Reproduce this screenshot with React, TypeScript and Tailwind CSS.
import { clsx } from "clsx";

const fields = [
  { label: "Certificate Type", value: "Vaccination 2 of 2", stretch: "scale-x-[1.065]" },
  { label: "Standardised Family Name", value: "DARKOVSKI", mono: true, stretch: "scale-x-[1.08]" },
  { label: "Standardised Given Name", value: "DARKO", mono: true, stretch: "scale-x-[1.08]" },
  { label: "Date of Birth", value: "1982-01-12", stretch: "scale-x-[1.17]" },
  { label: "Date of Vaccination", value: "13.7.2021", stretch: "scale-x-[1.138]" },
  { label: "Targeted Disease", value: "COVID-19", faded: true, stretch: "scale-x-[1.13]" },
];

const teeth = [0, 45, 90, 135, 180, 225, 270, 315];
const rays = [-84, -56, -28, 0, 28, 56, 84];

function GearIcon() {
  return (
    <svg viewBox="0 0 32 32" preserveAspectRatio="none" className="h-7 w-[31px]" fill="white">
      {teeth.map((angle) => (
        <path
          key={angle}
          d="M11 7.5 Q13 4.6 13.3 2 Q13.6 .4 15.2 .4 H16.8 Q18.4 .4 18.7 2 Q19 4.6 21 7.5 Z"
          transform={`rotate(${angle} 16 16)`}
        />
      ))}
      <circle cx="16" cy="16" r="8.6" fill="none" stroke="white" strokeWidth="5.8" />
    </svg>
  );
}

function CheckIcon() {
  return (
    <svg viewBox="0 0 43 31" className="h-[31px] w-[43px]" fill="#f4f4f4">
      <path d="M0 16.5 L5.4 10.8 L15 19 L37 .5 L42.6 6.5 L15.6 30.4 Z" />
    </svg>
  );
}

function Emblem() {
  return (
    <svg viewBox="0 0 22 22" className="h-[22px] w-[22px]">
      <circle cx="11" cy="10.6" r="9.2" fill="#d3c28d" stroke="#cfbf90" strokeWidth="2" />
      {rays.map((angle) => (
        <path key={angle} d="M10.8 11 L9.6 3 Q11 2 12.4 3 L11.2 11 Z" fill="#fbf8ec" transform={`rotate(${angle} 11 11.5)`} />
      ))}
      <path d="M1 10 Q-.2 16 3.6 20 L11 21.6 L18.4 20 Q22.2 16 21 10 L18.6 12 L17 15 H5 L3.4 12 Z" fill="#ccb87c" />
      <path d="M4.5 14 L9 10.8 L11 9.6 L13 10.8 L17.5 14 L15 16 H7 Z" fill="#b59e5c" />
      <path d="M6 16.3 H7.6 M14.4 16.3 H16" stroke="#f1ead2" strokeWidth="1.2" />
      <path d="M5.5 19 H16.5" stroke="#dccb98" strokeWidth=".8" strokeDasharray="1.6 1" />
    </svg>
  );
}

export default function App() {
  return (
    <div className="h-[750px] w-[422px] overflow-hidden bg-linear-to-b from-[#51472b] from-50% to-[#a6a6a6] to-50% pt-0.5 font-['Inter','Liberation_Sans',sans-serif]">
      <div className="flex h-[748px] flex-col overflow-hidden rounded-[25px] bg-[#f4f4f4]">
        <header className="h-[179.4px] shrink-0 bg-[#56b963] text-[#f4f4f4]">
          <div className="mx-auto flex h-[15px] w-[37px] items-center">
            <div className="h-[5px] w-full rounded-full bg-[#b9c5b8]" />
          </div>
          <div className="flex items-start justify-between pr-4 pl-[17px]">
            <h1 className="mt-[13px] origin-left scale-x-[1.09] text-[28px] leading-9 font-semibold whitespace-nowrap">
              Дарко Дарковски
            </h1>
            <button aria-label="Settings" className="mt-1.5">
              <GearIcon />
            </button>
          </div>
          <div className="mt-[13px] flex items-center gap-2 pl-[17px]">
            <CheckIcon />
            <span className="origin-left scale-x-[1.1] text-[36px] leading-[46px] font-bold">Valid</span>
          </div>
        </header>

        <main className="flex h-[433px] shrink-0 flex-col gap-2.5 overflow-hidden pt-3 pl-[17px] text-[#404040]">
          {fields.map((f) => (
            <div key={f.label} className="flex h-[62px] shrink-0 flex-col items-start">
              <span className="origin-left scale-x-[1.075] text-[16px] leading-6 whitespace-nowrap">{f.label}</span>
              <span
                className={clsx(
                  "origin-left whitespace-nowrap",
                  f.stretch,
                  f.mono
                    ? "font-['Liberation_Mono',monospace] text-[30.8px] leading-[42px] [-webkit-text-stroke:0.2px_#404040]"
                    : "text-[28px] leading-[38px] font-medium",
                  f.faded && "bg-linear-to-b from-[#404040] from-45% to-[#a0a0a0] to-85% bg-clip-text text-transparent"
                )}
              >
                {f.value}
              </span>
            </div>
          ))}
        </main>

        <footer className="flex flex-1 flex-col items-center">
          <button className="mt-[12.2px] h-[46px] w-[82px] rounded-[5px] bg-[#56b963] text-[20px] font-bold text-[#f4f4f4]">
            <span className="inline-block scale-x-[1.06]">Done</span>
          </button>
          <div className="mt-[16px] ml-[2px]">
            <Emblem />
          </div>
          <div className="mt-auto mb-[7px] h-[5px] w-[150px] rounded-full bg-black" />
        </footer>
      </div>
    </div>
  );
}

=-=-=-=-=

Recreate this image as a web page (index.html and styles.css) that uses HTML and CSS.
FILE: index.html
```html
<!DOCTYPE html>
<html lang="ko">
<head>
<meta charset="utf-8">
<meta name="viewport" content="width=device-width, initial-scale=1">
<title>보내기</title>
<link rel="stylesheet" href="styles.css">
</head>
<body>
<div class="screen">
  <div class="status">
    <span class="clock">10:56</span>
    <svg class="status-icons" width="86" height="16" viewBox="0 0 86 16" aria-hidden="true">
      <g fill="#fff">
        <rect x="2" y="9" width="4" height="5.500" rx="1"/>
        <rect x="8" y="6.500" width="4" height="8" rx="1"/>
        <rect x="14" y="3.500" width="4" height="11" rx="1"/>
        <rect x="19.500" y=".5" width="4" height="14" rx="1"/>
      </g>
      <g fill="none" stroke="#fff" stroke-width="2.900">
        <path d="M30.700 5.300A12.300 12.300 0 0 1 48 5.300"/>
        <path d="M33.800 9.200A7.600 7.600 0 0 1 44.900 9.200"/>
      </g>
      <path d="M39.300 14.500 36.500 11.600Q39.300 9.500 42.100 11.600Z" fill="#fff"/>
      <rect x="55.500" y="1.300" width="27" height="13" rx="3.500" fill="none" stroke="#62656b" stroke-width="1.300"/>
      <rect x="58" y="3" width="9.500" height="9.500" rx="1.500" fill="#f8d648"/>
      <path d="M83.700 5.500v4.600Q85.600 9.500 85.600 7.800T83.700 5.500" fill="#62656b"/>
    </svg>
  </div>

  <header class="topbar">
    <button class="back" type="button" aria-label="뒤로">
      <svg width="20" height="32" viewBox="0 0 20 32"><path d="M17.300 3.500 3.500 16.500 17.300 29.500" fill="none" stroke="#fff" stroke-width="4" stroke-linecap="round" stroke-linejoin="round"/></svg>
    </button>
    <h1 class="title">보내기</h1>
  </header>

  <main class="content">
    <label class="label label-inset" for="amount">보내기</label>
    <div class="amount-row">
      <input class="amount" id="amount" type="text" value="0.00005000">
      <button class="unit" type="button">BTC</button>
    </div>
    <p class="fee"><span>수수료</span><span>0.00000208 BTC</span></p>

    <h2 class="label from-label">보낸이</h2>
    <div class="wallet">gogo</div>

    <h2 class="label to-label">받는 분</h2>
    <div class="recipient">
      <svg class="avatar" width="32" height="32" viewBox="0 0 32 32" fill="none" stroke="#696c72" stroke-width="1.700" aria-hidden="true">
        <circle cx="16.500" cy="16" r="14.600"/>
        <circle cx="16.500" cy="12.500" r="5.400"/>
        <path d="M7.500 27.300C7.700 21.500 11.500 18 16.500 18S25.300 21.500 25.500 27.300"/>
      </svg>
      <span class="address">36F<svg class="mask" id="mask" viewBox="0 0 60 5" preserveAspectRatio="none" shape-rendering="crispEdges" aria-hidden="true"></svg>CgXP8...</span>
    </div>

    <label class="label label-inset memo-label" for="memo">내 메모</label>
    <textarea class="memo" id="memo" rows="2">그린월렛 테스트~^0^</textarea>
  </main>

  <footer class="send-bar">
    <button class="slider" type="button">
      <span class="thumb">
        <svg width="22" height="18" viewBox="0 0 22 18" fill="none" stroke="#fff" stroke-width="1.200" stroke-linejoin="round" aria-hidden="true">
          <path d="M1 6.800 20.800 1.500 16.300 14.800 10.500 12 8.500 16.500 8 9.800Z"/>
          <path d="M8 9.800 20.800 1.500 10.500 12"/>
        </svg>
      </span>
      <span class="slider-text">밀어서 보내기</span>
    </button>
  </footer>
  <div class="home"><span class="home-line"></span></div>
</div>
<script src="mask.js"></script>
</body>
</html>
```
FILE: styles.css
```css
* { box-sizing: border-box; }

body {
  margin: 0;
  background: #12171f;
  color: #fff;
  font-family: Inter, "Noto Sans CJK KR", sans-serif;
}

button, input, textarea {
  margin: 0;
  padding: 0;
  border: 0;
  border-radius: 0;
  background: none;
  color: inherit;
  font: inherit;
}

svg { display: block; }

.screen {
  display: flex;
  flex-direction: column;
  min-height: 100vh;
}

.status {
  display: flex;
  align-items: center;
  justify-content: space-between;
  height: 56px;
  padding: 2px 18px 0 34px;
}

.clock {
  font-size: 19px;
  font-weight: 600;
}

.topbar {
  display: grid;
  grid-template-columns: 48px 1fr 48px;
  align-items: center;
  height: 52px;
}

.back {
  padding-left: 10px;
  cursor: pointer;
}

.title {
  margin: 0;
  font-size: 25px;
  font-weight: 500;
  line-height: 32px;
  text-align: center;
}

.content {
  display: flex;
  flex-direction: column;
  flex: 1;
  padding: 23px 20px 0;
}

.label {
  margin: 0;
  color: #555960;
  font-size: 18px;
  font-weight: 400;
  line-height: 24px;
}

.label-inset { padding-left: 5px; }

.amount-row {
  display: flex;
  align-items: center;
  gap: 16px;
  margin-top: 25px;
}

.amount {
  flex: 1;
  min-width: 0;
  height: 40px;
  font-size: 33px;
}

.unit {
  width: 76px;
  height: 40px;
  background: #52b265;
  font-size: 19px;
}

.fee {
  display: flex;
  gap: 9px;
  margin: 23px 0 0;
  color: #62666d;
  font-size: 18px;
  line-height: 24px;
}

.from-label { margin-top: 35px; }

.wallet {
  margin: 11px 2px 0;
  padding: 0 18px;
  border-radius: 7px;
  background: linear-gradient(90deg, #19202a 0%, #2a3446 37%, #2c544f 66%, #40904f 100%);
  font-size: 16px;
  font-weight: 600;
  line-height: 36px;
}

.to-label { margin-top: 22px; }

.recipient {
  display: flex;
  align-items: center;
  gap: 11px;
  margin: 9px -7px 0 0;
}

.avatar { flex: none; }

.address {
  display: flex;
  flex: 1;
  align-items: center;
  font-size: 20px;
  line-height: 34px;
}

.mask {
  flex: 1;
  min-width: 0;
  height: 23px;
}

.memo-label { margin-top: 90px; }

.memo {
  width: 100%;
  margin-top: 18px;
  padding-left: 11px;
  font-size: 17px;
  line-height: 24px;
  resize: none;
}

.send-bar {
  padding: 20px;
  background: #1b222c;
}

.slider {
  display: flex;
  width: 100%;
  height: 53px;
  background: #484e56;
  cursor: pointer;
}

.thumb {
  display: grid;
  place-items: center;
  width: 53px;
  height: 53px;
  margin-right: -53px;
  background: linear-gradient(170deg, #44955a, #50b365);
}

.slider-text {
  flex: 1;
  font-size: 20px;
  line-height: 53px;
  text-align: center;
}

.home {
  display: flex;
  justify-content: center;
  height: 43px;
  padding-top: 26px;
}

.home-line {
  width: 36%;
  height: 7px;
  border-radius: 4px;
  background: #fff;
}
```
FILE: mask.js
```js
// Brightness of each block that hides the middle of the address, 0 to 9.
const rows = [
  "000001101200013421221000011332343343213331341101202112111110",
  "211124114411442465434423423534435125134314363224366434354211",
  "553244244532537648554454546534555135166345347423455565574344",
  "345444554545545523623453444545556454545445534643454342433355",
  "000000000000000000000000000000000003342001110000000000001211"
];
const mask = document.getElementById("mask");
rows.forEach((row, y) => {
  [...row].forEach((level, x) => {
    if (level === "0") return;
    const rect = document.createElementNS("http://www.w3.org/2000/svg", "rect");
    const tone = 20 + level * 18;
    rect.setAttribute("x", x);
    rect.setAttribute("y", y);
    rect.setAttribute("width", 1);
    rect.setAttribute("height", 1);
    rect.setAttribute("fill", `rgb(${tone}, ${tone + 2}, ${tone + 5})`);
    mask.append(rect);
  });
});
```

=-=-=-=-=

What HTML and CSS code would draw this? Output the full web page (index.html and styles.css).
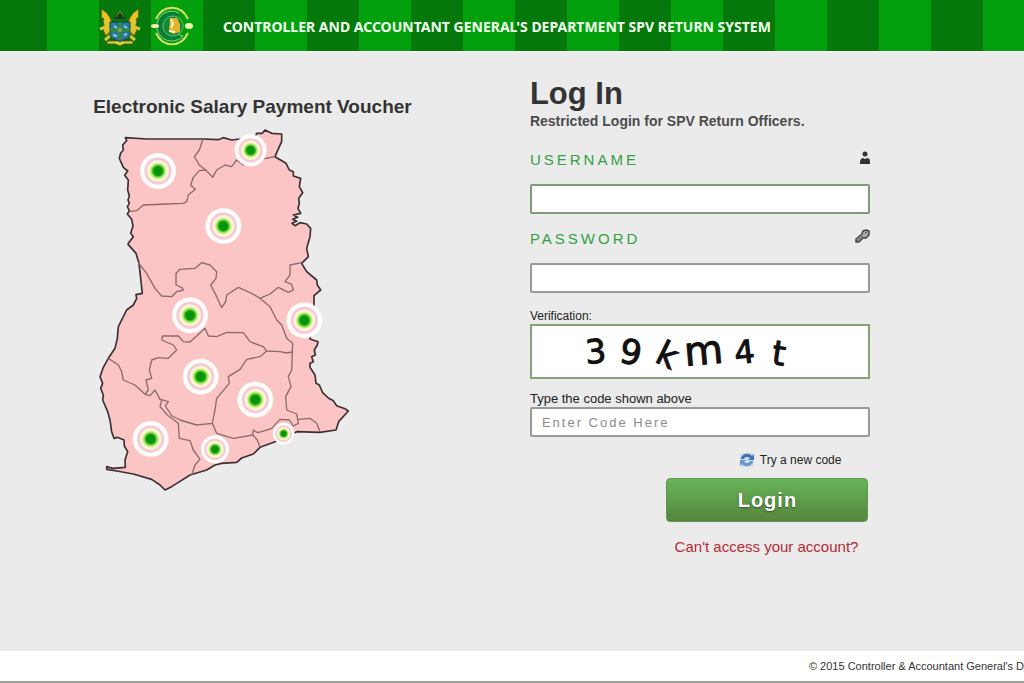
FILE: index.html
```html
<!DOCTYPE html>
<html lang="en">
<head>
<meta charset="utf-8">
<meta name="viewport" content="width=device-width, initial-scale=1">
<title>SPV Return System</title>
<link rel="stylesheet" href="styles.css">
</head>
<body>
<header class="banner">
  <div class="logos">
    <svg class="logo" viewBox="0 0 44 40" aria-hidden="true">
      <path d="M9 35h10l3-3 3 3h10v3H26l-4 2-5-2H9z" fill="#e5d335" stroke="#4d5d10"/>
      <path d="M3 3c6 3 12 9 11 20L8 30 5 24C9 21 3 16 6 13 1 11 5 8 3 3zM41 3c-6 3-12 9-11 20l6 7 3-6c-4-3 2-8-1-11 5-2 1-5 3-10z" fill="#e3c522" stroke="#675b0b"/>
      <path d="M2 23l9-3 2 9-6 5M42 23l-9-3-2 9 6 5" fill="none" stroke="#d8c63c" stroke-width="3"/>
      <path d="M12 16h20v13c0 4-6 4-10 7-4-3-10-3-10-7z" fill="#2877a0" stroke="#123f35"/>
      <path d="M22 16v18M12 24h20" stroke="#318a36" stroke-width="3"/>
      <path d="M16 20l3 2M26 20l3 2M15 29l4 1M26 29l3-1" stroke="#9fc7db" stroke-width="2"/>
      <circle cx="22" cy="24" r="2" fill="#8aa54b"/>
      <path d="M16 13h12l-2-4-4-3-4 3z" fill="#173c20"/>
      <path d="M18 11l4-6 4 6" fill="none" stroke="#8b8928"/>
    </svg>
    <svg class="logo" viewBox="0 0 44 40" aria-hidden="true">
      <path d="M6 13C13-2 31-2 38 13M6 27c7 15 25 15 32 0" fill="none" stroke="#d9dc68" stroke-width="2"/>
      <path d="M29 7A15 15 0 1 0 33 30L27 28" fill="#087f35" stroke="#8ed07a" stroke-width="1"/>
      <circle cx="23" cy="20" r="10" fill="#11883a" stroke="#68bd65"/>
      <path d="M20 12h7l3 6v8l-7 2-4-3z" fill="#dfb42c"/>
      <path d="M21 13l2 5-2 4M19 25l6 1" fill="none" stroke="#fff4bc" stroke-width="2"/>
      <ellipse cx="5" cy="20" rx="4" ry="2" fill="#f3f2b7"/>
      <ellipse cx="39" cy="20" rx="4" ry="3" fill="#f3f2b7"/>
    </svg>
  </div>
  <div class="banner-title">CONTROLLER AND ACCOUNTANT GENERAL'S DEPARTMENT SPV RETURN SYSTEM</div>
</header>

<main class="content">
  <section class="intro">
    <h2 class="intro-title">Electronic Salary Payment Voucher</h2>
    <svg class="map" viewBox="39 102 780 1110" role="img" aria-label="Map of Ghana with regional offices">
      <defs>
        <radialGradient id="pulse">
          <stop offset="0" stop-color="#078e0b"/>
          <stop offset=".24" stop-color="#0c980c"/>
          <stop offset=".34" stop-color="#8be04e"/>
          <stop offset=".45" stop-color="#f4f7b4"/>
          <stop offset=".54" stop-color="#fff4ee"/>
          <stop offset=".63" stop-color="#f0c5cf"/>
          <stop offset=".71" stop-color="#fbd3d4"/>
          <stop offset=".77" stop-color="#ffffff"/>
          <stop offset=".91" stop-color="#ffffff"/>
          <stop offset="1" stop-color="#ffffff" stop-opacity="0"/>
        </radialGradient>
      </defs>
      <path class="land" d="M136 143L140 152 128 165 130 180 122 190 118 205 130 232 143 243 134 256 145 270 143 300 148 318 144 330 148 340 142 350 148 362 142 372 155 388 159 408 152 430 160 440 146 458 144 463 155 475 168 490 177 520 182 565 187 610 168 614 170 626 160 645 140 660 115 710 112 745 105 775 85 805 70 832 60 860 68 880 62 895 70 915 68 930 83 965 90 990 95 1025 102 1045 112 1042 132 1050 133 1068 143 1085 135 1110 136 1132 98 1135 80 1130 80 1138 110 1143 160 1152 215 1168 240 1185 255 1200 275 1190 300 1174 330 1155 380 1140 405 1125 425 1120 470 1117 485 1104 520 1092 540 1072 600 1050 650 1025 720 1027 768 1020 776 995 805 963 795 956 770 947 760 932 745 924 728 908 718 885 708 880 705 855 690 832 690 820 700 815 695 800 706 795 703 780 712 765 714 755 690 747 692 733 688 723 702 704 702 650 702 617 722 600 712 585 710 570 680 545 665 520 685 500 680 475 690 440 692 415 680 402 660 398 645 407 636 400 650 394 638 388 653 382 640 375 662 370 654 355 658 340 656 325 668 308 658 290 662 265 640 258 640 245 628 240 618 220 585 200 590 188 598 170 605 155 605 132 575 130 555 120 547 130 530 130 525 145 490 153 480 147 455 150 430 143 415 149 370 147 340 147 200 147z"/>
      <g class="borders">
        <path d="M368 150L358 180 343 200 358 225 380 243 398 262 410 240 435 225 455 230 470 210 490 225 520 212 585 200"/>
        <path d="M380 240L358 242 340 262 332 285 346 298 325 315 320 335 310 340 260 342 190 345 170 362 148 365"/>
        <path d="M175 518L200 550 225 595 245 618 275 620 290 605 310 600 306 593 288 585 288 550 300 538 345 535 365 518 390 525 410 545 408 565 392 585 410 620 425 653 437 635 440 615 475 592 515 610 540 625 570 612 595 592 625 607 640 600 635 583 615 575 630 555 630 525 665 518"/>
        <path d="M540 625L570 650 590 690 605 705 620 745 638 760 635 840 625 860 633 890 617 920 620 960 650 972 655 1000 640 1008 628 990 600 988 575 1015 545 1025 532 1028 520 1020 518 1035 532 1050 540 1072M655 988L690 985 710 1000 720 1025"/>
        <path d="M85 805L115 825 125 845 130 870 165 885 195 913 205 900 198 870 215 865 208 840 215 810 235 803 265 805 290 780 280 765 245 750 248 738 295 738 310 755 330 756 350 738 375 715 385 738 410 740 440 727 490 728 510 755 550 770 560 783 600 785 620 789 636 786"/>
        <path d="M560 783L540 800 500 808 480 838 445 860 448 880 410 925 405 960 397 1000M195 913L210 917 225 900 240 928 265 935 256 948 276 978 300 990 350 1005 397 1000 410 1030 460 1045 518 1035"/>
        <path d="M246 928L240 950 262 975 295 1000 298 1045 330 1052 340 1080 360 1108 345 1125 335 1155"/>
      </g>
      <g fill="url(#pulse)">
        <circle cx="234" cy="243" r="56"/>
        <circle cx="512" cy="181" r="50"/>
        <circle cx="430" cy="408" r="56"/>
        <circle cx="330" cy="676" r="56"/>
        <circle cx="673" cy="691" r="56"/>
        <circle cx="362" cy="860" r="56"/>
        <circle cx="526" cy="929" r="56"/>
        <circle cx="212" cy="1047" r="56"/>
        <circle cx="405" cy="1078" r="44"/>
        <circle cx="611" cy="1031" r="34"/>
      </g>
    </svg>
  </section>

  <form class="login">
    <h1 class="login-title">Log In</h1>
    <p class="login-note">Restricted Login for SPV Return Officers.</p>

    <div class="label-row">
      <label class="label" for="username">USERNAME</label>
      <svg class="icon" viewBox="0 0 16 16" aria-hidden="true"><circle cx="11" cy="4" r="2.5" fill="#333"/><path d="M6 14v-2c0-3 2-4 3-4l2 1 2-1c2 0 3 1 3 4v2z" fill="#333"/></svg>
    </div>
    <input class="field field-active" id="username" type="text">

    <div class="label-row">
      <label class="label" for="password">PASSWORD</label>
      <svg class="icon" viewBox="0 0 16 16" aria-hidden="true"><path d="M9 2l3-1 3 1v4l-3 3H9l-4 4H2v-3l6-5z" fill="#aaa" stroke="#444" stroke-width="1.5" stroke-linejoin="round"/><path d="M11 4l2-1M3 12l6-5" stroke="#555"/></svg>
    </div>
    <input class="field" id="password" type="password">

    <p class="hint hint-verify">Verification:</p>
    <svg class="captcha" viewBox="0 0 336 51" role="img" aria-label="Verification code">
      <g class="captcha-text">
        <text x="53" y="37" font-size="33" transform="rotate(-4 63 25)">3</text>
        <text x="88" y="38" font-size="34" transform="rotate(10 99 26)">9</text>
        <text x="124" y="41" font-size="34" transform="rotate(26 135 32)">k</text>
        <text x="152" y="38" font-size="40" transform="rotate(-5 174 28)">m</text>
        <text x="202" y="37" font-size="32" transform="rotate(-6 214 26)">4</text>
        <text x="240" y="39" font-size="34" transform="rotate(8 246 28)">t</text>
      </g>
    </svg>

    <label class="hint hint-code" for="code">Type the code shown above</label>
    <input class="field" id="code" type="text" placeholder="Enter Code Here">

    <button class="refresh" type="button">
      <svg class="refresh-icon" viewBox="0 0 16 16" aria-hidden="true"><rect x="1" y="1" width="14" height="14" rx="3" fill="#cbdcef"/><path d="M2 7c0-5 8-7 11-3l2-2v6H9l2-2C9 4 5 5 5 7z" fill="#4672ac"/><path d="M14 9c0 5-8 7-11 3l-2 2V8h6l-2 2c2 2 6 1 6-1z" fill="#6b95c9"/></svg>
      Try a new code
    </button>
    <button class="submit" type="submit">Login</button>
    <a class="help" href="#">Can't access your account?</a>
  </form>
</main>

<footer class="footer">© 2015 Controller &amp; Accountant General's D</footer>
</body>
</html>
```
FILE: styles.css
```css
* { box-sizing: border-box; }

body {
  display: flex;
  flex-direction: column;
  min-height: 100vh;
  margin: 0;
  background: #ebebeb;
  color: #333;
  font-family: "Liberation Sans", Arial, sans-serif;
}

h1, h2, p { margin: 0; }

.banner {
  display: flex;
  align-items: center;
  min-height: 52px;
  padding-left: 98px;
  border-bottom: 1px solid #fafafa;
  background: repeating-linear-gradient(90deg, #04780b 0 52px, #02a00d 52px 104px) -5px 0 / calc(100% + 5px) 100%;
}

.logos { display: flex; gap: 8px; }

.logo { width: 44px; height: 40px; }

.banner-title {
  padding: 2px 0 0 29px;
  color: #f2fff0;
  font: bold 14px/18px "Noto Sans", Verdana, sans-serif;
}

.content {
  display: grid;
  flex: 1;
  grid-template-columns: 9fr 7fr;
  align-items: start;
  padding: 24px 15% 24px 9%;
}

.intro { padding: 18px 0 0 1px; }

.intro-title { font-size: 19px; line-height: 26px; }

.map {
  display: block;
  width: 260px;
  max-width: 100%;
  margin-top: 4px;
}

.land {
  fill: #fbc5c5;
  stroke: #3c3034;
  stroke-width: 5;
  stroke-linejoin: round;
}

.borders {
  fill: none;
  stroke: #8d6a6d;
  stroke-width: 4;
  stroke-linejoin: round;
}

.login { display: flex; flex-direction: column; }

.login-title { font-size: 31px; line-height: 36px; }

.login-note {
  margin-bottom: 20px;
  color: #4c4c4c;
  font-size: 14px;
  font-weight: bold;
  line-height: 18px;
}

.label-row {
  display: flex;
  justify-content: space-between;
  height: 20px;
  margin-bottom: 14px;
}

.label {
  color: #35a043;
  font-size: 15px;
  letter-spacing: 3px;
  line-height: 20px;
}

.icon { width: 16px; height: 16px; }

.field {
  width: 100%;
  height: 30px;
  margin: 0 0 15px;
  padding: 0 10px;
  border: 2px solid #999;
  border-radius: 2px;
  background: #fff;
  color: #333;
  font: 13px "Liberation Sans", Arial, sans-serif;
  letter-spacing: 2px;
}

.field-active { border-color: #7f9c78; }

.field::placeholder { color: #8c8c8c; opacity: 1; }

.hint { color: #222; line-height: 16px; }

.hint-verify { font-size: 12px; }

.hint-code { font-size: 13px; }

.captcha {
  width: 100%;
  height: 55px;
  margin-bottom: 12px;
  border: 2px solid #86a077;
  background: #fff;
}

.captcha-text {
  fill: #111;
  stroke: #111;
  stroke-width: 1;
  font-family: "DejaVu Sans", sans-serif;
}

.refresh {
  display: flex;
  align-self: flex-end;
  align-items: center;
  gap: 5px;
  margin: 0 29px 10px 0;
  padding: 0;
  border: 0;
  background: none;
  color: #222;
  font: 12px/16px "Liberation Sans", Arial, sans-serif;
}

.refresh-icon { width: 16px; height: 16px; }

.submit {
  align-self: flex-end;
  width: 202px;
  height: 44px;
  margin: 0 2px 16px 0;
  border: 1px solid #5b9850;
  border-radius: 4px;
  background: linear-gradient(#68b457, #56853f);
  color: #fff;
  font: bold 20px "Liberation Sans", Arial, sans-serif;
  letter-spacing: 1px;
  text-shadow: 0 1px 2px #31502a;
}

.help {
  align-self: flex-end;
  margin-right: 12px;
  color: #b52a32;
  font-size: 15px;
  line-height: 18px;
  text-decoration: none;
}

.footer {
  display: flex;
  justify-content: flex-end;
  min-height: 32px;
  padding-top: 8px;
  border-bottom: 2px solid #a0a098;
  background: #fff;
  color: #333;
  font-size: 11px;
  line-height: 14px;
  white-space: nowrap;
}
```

=-=-=-=-=

__Aim of the exercise__. Return exactly the lines from the line that has "Reproduce this screenshot" to the line that has "const rays = [-84, -56, -28, 0, 28, 56, 84];", both of them included.

__Final result__.
Reproduce this screenshot with React, TypeScript and Tailwind CSS.
import { clsx } from "clsx";

const fields = [
  { label: "Certificate Type", value: "Vaccination 2 of 2", stretch: "scale-x-[1.065]" },
  { label: "Standardised Family Name", value: "DARKOVSKI", mono: true, stretch: "scale-x-[1.08]" },
  { label: "Standardised Given Name", value: "DARKO", mono: true, stretch: "scale-x-[1.08]" },
  { label: "Date of Birth", value: "1982-01-12", stretch: "scale-x-[1.17]" },
  { label: "Date of Vaccination", value: "13.7.2021", stretch: "scale-x-[1.138]" },
  { label: "Targeted Disease", value: "COVID-19", faded: true, stretch: "scale-x-[1.13]" },
];

const teeth = [0, 45, 90, 135, 180, 225, 270, 315];
const rays = [-84, -56, -28, 0, 28, 56, 84];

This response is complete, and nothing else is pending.